Los hallazgos más maravillosos pueden volverse costumbre compulsiva, no hay dudas. A lo que hoy hago referencia es a ese hábito extendido de fotografiar todo cuanto nos ocurre, Todo.
No es sólo cosa de adolescentes que buscan la popularidad entre sus pares a través de sus fotolog, va más allá.
Nosotros, los adultos, estamos también hechizados por la magia de la imagen. ¿Acaso cuando estamos ante un hecho emocionante, bello, público o privado, feliz o desgraciado no lamentamos si olvidamos la máquina de fotos? ¿Acaso no tomamos el celular y, sabiendo que no vamos a conseguir alta calidad fotográfica, igual apuntamos y disparamos hacia el sujeto, objeto o situación en cuestión?
Más allá de la pasión por el arte de la fotografía, lo que se busca es capturar el momento, poseerlo, retenerlo, y a veces, inventarlo.
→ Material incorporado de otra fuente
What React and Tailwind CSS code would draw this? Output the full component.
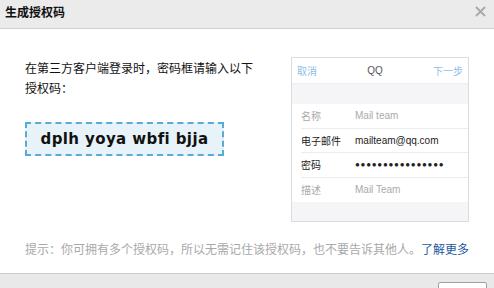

No estoy en contra de las fotos. Me encanta de vez en cuando hojear álbumes y mirar CD. Instantes, amigos, familia, todos conviven, todos perduran.
El problema, si es tal, radica en la sobredimensión de la imagen. La imagen para el recuerdo es importante, de acuerdo, pero vivir el momento lo es más.
Hace unos días disfruté desde lo más profundo de los sentidos un atardecer fucsia, rosa y lila a orillas del río Quequén, manso como nunca antes. Por un segundo lamenté no tener una cámara para registrarlo. Por millones de segundos, la “foto” persistirá en mi memoria.